The bills are in, and the tally is substantial. Charlottesville, Albemarle County, the University of Virginia and the state spent more than $4.5 million to provide security for the anniversary of violent summer protests.
Virginia State Police picked up the largest tab for security -- $3.1 million. Corinne Geller speaks for the agency.
“Based on what we experienced in 2017, the Virginia State Police and our local partners spent roughly nine months preparing for 2018, and as a result we were able to dedicate additional resources and be more expansive and comprehensive with our assignments leading into that weekend,” she explains.
And because it was a two-day observance rather than one, she said, the state paid overtime and lodging costs for about 700 officers and civilians. Charlottesville was relatively quiet, so on the 12th Geller says some officers were sent to the Washington, D.C. area where organizer Jason Kessler had decided to hold this summer’s alt-right rally.
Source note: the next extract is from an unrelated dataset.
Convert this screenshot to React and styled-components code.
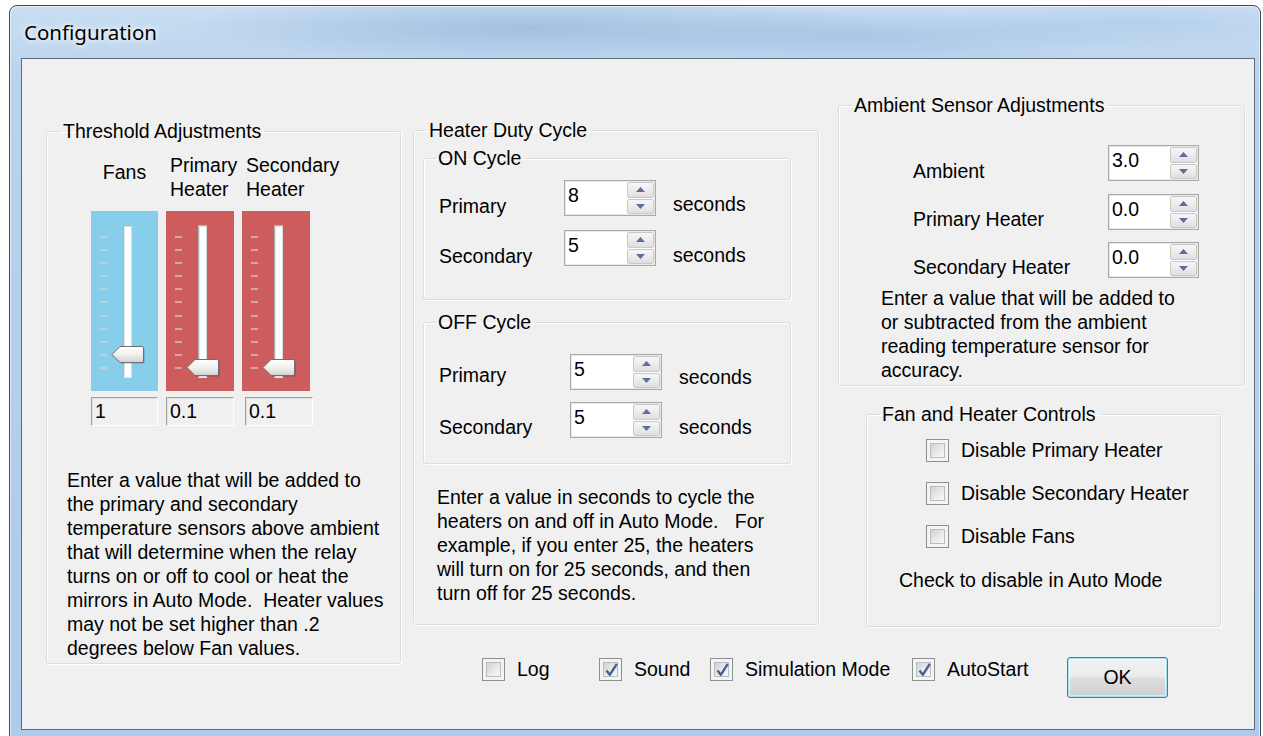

“State police did redirect some of our resources that were in the city of Charlottesville for the weekend of August 11 and 12 to Northern Virginia to assist local and state agencies up there – especially at the Metro stations where there was concern about problems as the alt-right individuals and Kessler came out of D.C. and back into Virginia,” Geller says.
Critics have said planners assigned too many police to the event, but Geller says the state did what it had to do.
“We are there to fulfill our mission of serving and protecting, and that’s what we were there to do, and we would also like to think that because we had such a significant presence, because we had the training, we had the equipment necessary, that is what minimized the potential for violence.”
The state spent under a million dollars to police the troubled rally in 2017. This year, the city of Charlottesville spent as much to police the anniversary, and the University of Virginia shelled out nearly $423,000.